#### TASK INSTRUCTIONS:
Quote each line of the material verbatim, without the pictures.

#### SOURCE EXCERPT:
>> Begin
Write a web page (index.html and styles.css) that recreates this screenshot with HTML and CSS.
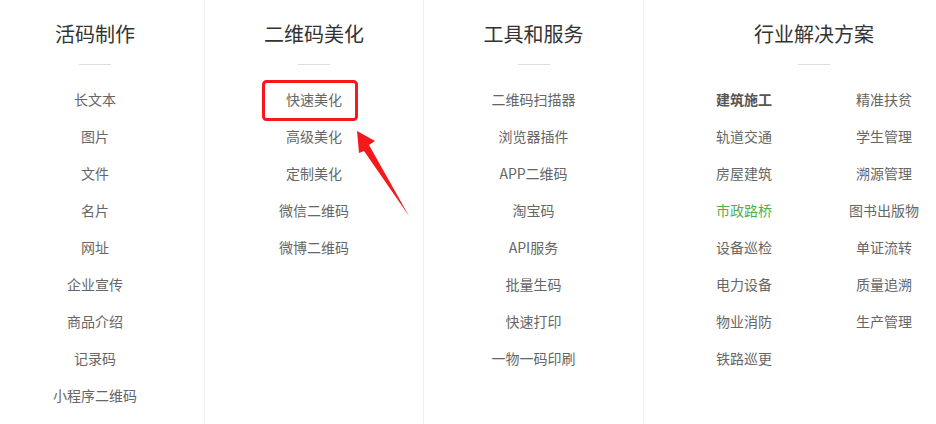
FILE: index.html
```html
<!DOCTYPE html>
<html lang="zh-CN">
<head>
    <meta charset="UTF-8">
    <title>导航</title>
    <link rel="stylesheet" href="styles.css">
</head>
<body>
    <div class="nav">
        <div class="col col-first">
            <h2 class="title">活码制作</h2>
            <div class="line"></div>
            <ul class="links">
                <li>长文本</li>
                <li>图片</li>
                <li>文件</li>
                <li>名片</li>
                <li>网址</li>
                <li>企业宣传</li>
                <li>商品介绍</li>
                <li>记录码</li>
                <li>小程序二维码</li>
            </ul>
        </div>
        <div class="col">
            <h2 class="title">二维码美化</h2>
            <div class="line"></div>
            <ul class="links">
                <li>快速美化</li>
                <li>高级美化</li>
                <li>定制美化</li>
                <li>微信二维码</li>
                <li>微博二维码</li>
            </ul>
        </div>
        <div class="col">
            <h2 class="title">工具和服务</h2>
            <div class="line"></div>
            <ul class="links">
                <li>二维码扫描器</li>
                <li>浏览器插件</li>
                <li>APP二维码</li>
                <li>淘宝码</li>
                <li>API服务</li>
                <li>批量生码</li>
                <li>快速打印</li>
                <li>一物一码印刷</li>
            </ul>
        </div>
        <div class="col col-last">
            <div class="wide">
                <h2 class="title">行业解决方案</h2>
                <div class="line"></div>
                <ul class="links two">
                    <li class="strong">建筑施工</li>
                    <li>精准扶贫</li>
                    <li>轨道交通</li>
                    <li>学生管理</li>
                    <li>房屋建筑</li>
                    <li>溯源管理</li>
                    <li class="green">市政路桥</li>
                    <li>图书出版物</li>
                    <li>设备巡检</li>
                    <li>单证流转</li>
                    <li>电力设备</li>
                    <li>质量追溯</li>
                    <li>物业消防</li>
                    <li>生产管理</li>
                    <li>铁路巡更</li>
                </ul>
            </div>
        </div>
    </div>

    <!-- annotation: highlight box + arrow -->
    <svg class="mark" width="936" height="424" viewBox="0 0 936 424">
        <rect x="263.5" y="81.5" width="93" height="38" rx="3" fill="none" stroke="#f5191c" stroke-width="3"/>
        <polygon points="357,131 375,141 369,145 409,216 364,151 359,153" fill="#f5191c"/>
    </svg>
</body>
</html>
```

FILE: styles.css
```css
body {
    margin: 0;
    overflow: hidden;
    background-color: #fff;
    font-family: "Noto Sans CJK SC", "Noto Sans", Arial, sans-serif;
}
.nav {
    display: flex;
    height: 424px;
}
.col {
    box-sizing: border-box;
    width: 220px;
    border-right: 1px solid #eee;
    text-align: center;
}
.col-first {
    width: 205px;
    padding-right: 14px;
}
.col-first + .col {
    width: 219px;
}
.col-last {
    flex: 1;
    border-right: none;
}
.wide {
    width: 280px;
    margin-left: 30px;
}
.title {
    margin: 0;
    padding-top: 20px;
    font-size: 20px;
    line-height: 28px;
    font-weight: normal;
    color: #333;
}
.line {
    width: 32px;
    height: 1px;
    margin: 16px auto 0;
    background-color: #dcdde0;
}
.links {
    list-style: none;
    margin: 16px 0 0;
    padding: 0;
}
.links li {
    font-size: 14px;
    line-height: 37px;
    color: #666;
}
.links.two {
    display: grid;
    grid-template-columns: 140px 140px;
}
.links li.strong {
    font-weight: bold;
    color: #555;
}
.links li.green {
    color: #4caf50;
}
.mark {
    position: absolute;
    left: 0;
    top: 0;
}
```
>> End
#### EXERCISE RESULT:
Write a web page (index.html and styles.css) that recreates this screenshot with HTML and CSS.
FILE: index.html
```html
<!DOCTYPE html>
<html lang="zh-CN">
<head>
    <meta charset="UTF-8">
    <title>导航</title>
    <link rel="stylesheet" href="styles.css">
</head>
<body>
    <div class="nav">
        <div class="col col-first">
            <h2 class="title">活码制作</h2>
            <div class="line"></div>
            <ul class="links">
                <li>长文本</li>
                <li>图片</li>
                <li>文件</li>
                <li>名片</li>
                <li>网址</li>
                <li>企业宣传</li>
                <li>商品介绍</li>
                <li>记录码</li>
                <li>小程序二维码</li>
            </ul>
        </div>
        <div class="col">
            <h2 class="title">二维码美化</h2>
            <div class="line"></div>
            <ul class="links">
                <li>快速美化</li>
                <li>高级美化</li>
                <li>定制美化</li>
                <li>微信二维码</li>
                <li>微博二维码</li>
            </ul>
        </div>
        <div class="col">
            <h2 class="title">工具和服务</h2>
            <div class="line"></div>
            <ul class="links">
                <li>二维码扫描器</li>
                <li>浏览器插件</li>
                <li>APP二维码</li>
                <li>淘宝码</li>
                <li>API服务</li>
                <li>批量生码</li>
                <li>快速打印</li>
                <li>一物一码印刷</li>
            </ul>
        </div>
        <div class="col col-last">
            <div class="wide">
                <h2 class="title">行业解决方案</h2>
                <div class="line"></div>
                <ul class="links two">
                    <li class="strong">建筑施工</li>
                    <li>精准扶贫</li>
                    <li>轨道交通</li>
                    <li>学生管理</li>
                    <li>房屋建筑</li>
                    <li>溯源管理</li>
                    <li class="green">市政路桥</li>
                    <li>图书出版物</li>
                    <li>设备巡检</li>
                    <li>单证流转</li>
                    <li>电力设备</li>
                    <li>质量追溯</li>
                    <li>物业消防</li>
                    <li>生产管理</li>
                    <li>铁路巡更</li>
                </ul>
            </div>
        </div>
    </div>

    <!-- annotation: highlight box + arrow -->
    <svg class="mark" width="936" height="424" viewBox="0 0 936 424">
        <rect x="263.5" y="81.5" width="93" height="38" rx="3" fill="none" stroke="#f5191c" stroke-width="3"/>
        <polygon points="357,131 375,141 369,145 409,216 364,151 359,153" fill="#f5191c"/>
    </svg>
</body>
</html>
```

FILE: styles.css
```css
body {
    margin: 0;
    overflow: hidden;
    background-color: #fff;
    font-family: "Noto Sans CJK SC", "Noto Sans", Arial, sans-serif;
}
.nav {
    display: flex;
    height: 424px;
}
.col {
    box-sizing: border-box;
    width: 220px;
    border-right: 1px solid #eee;
    text-align: center;
}
.col-first {
    width: 205px;
    padding-right: 14px;
}
.col-first + .col {
    width: 219px;
}
.col-last {
    flex: 1;
    border-right: none;
}
.wide {
    width: 280px;
    margin-left: 30px;
}
.title {
    margin: 0;
    padding-top: 20px;
    font-size: 20px;
    line-height: 28px;
    font-weight: normal;
    color: #333;
}
.line {
    width: 32px;
    height: 1px;
    margin: 16px auto 0;
    background-color: #dcdde0;
}
.links {
    list-style: none;
    margin: 16px 0 0;
    padding: 0;
}
.links li {
    font-size: 14px;
    line-height: 37px;
    color: #666;
}
.links.two {
    display: grid;
    grid-template-columns: 140px 140px;
}
.links li.strong {
    font-weight: bold;
    color: #555;
}
.links li.green {
    color: #4caf50;
}
.mark {
    position: absolute;
    left: 0;
    top: 0;
}
```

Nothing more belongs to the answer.